1907: When commenting on the destruction of the French ship Iena, Tesla noted in a letter to the New York Times that he has built and tested dirigible torpedoes (remotely controlled torpedoes), but that electrical waves would be more destructive. "As to projecting wave energy to any particular region of the globe ... this can be done by my devices," he wrote. Further, he claimed that "the spot at which the desired effect is to be produced can be calculated very closely, assuming the accepted terrestrial measurements to be correct."(26)

 

1908: Tesla repeated the idea of destruction by electrical waves to the newspaper on April 21st. His letter to the editor stated, "When I spoke of future warfare I meant that it should be conducted by direct application of electrical waves without the use of aerial engines or other implements of destruction." He added: "This is not a dream. Even now wireless power plants could be constructed by which any region of the globe might be rendered uninhabitable without subjecting the population of other parts to serious danger or inconvenience."(27)

In the period from 1900 to 1910 Tesla's creative thrust was to establish his plan for wireless transmission of energy.

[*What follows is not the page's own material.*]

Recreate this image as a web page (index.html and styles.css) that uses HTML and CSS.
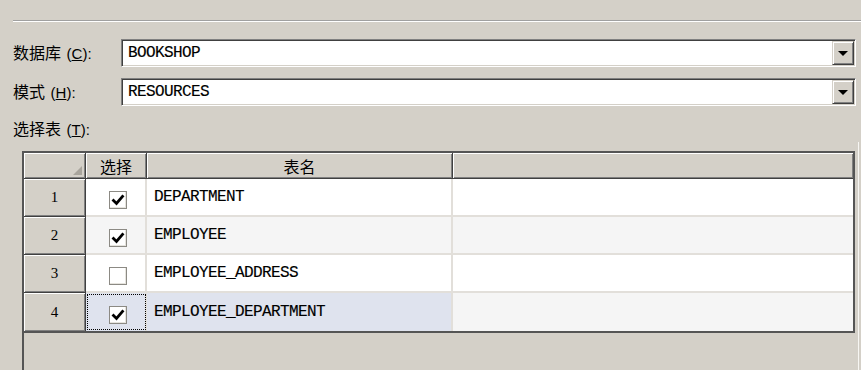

Undercut by Marconi's accomplishment, beset by financial problems, and spurned by the scientific establishment, Tesla was in a desperate situation by mid-decade. The strain became too great by 1906-1907 and, according to Tesla biographers, he suffered an emotional collapse.(28),(29) In order to make a final effort to have his grand scheme recognized, he may have tried one high power test of his transmitter to show off its destructive potential. This would have been in 1908.

 

The Tunguska event took place on the morning of June 30th, 1908. An explosion estimated to be equivalent to 10-15 megatons of TNT flattened 500,000 acres of pine forest near the Stony Tunguska River in central Siberia. Whole herds of reindeer were destroyed. Several nomadic villages were reported to have vanished. The explosion was heard over a radius of 620 miles. When an expedition was made to the area in 1927 to find evidence of the meteorite presumed to have caused the blast, no impact crater was found. When the ground was drilled for pieces of nickel, iron, or stone, the main constituents of meteorites, none were found down to a depth of 118 feet.

Several explanations have been given for the Tunguska event. The officially accepted version is that a 100,000 ton fragment of Encke's Comet, composed mainly of dust and ice, entered the atmosphere at 62,000 mph, heated up, and exploded over the earth's surface creating a fireball and shock wave but no crater. Alternative explanations of the disaster include a renegade mini-black hole or an alien space ship crashing into the earth with the resulting release of energy.

Associating Tesla with the Tunguska event comes close to putting the inventor's power transmission idea in the same speculative category as ancient astronauts. However, historical facts point to the possibility that this event was caused by a test firing of Tesla's energy weapon.

 

In 1907 and 1908, Tesla wrote about the destructive effects of his energy transmitter. His Wardenclyffe facility was much larger than the Colorado Springs device that destroyed the power station's generator. Then, in 1915, he stated bluntly:

 

It is perfectly practical to transmit electrical energy without wires and produce destructive effects at a distance. I have already constructed a wireless transmitter which makes this possible. ... But when unavoidable [it] may be used to destroy property and life. The art is already so far developed that the great destructive effects can be produced at any point on the globe, defined beforehand with great accuracy (emphasis added).(30)

 

He seems to confess to such a test having taken place before 1915, and, though the evidence is circumstantial, Tesla had the motive and the means to cause the Tunguska event. His transmitter could generate energy levels and frequencies capable of releasing the destructive force of 10 megatons, or more, of TNT. And the overlooked genius was desperate.

 

The nature of the Tunguska event, also, is consistent with what would happen during the sudden release of wireless power. No fiery object was reported in the skies at that time by professional or amateur astronomers as would be expected when a 200,000,000 pound object enters the atmosphere at tens of thousands miles an hour. Also, the first reporters, from the town of Tomsk, to reach the area judged the stories about a body falling from the sky was the result of the imagination of an impressionable people. He noted there was considerable noise coming from the explosion, but no stones fell. The absence of an impact crater can be explained by there having been no material body to impact. An explosion caused by broadcast power would not leave a crater.